--- Raw records ---
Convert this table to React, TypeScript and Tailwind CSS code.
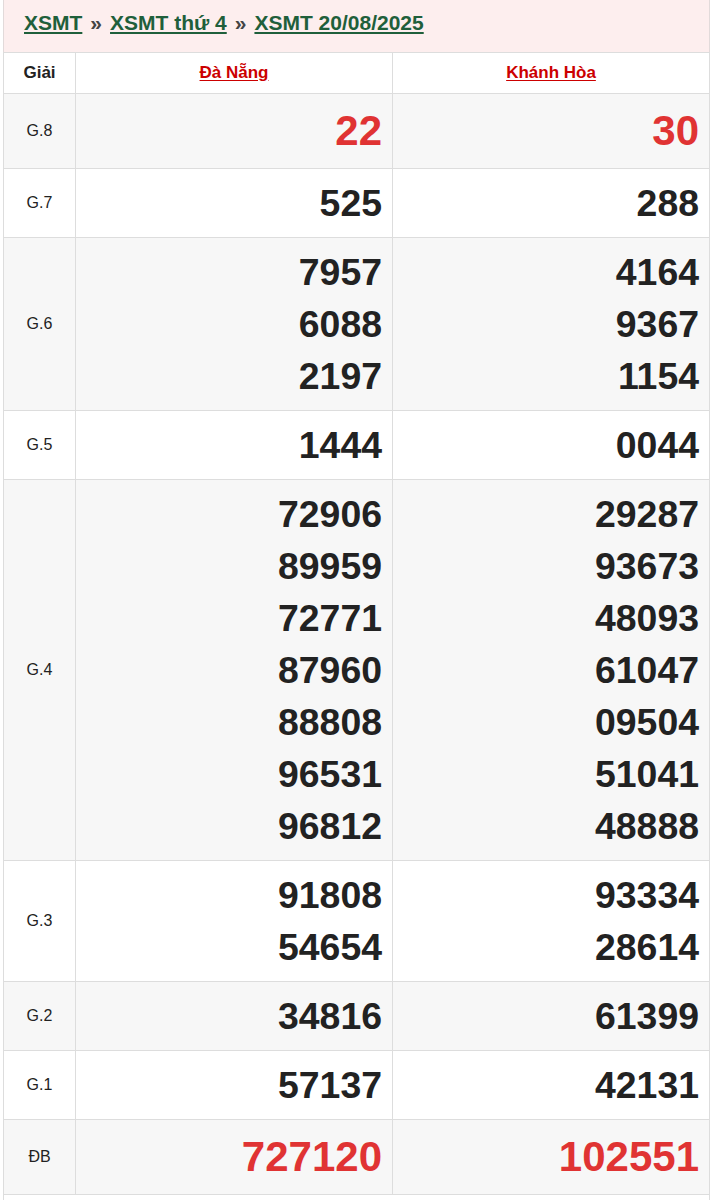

---

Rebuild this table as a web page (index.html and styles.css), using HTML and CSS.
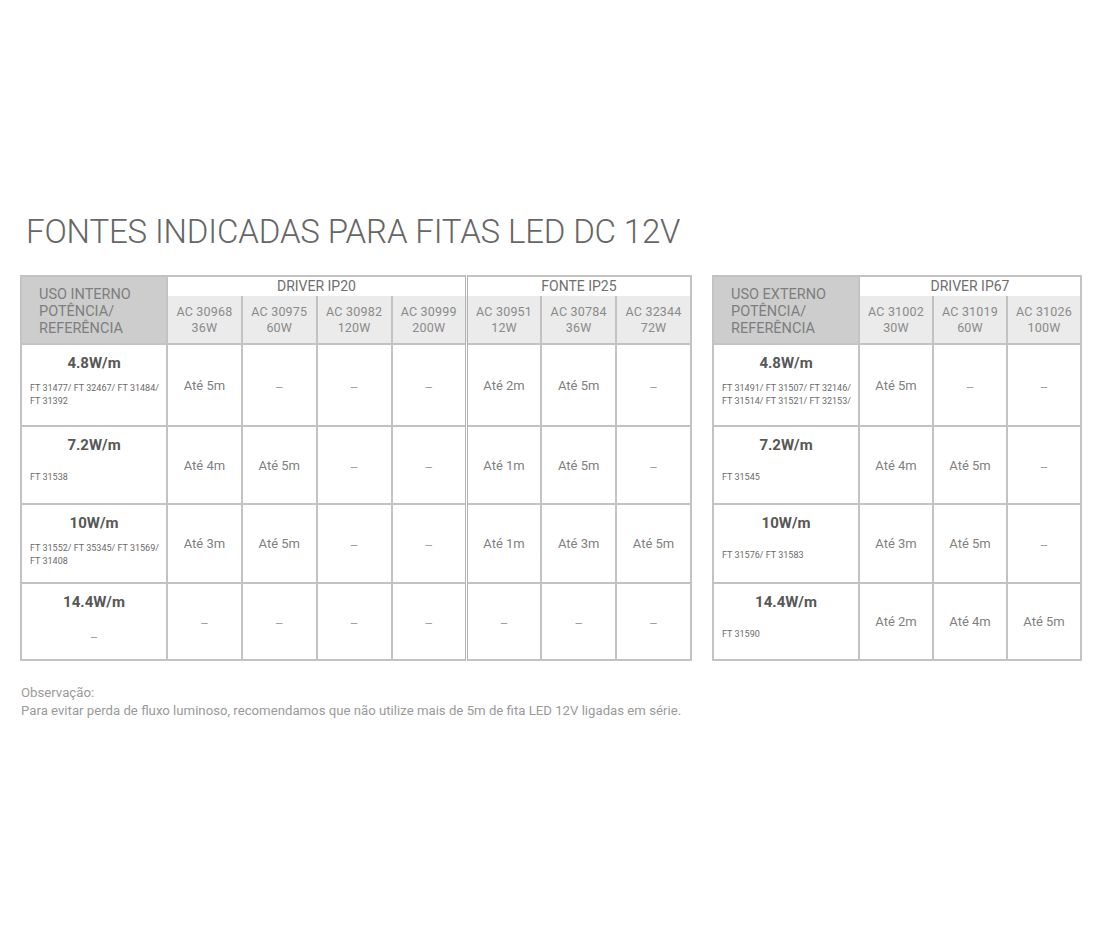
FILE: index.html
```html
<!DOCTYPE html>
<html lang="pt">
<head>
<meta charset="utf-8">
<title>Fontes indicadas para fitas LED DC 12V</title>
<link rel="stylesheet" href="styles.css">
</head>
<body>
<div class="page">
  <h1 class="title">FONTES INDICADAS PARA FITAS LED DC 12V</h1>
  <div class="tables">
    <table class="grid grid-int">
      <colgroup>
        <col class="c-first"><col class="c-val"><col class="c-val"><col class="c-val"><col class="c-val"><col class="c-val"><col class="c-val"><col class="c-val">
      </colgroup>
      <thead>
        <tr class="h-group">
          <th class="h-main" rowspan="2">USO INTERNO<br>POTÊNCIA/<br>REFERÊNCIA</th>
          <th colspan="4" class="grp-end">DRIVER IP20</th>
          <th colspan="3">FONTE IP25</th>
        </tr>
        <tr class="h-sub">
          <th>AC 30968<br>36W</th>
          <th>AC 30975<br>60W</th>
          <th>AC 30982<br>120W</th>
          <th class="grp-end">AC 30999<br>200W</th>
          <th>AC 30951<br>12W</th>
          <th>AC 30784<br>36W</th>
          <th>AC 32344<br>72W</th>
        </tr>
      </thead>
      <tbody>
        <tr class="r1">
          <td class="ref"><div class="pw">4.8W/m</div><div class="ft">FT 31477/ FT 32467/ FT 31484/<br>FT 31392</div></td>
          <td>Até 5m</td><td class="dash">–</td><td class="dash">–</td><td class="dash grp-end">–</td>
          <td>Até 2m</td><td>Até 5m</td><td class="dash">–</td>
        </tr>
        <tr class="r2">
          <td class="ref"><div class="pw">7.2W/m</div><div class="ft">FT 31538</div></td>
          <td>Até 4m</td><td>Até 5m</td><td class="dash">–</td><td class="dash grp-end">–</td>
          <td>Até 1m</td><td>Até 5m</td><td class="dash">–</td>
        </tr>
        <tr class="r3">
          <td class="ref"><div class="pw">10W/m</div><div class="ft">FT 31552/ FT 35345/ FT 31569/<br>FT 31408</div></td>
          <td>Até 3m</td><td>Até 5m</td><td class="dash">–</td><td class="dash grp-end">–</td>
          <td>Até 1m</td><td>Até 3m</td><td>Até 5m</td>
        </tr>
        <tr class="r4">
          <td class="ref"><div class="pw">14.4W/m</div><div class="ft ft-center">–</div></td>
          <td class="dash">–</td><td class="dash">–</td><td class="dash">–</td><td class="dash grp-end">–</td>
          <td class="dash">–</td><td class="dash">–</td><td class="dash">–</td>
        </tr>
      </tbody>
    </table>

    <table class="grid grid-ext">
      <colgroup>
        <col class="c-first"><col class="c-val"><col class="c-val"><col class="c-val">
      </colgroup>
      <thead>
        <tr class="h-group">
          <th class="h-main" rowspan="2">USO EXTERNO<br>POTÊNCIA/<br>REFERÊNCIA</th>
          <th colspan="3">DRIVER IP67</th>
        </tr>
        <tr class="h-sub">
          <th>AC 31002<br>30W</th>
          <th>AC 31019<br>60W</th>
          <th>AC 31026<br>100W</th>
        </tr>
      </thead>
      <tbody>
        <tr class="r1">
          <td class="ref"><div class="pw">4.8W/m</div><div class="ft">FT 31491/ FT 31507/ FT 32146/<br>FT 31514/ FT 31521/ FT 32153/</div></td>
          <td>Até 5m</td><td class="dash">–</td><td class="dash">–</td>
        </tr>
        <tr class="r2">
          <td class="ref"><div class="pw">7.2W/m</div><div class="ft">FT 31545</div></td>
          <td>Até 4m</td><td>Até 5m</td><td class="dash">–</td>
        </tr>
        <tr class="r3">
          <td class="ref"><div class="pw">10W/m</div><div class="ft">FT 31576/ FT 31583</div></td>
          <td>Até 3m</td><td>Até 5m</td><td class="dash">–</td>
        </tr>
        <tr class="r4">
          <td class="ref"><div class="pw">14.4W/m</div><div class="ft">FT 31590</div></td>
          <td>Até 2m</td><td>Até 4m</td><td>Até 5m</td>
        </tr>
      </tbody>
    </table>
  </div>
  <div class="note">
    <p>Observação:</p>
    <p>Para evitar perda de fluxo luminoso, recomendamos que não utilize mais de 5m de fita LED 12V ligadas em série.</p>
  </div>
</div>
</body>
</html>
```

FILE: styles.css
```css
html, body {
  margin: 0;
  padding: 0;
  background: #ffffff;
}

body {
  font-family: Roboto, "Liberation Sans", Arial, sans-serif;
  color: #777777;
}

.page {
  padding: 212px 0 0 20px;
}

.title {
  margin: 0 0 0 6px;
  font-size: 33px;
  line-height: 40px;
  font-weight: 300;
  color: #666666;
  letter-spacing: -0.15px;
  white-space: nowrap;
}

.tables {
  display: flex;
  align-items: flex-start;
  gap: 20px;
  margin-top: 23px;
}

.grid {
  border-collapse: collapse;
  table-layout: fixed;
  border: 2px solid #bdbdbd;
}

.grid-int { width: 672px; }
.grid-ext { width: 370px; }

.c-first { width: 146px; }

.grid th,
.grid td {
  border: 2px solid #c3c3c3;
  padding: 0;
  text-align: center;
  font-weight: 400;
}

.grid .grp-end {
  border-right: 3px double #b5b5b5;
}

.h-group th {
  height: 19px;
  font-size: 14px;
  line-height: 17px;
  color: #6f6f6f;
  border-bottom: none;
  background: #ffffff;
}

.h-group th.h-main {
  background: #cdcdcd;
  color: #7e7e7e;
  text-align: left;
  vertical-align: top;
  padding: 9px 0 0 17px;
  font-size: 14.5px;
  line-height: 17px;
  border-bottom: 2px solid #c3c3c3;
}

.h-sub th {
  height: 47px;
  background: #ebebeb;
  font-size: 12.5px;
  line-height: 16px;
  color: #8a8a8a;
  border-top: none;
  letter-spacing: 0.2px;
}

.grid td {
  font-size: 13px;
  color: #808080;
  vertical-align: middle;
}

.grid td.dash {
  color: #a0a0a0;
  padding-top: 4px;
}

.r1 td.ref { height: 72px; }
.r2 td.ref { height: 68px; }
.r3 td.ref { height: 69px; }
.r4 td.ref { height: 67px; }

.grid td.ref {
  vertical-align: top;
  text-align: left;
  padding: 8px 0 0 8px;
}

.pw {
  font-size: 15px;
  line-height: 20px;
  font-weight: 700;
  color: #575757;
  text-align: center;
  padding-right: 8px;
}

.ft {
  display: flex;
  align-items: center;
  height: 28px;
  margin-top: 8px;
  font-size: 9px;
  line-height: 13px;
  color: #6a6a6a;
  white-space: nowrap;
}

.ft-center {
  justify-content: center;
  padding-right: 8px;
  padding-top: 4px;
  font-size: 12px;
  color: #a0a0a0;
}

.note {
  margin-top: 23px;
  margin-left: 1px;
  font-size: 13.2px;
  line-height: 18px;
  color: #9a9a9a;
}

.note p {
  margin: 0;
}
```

--

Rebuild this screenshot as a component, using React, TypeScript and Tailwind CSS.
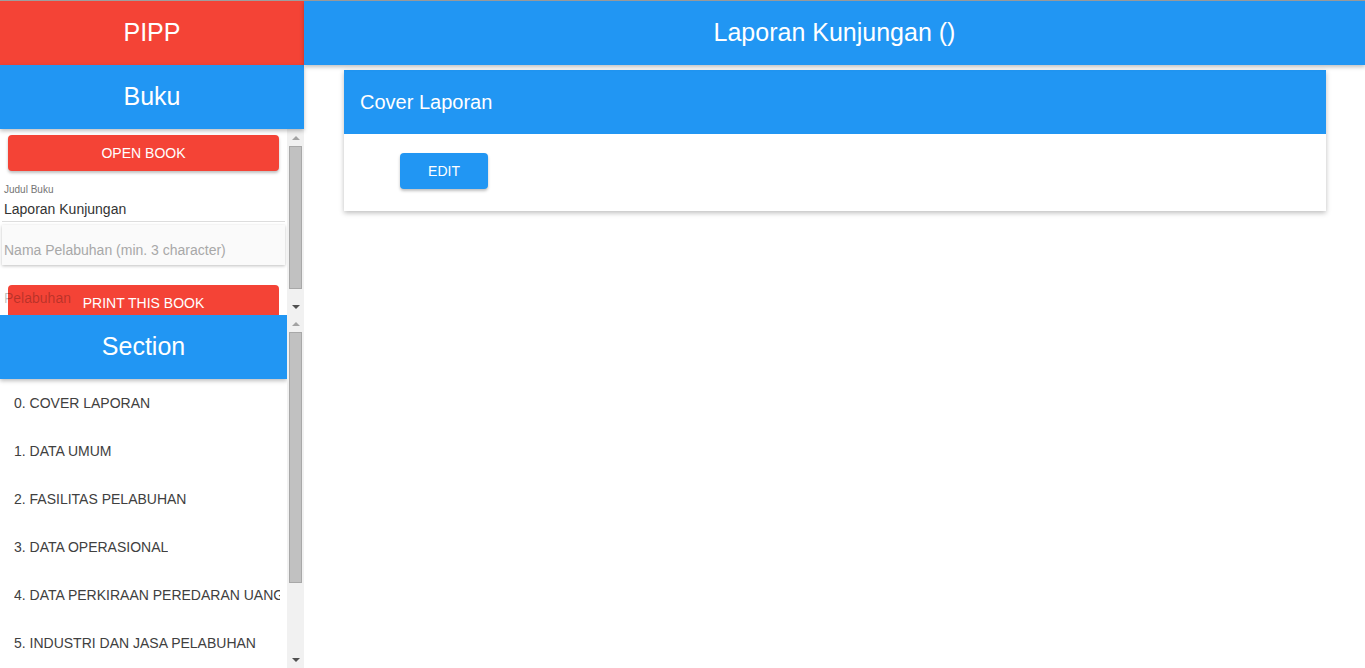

--- Your objective ---
All lines in the data that contain the word "React" should be copied.

--- Exercise solution ---
Convert this table to React, TypeScript and Tailwind CSS code.
Rebuild this screenshot as a component, using React, TypeScript and Tailwind CSS.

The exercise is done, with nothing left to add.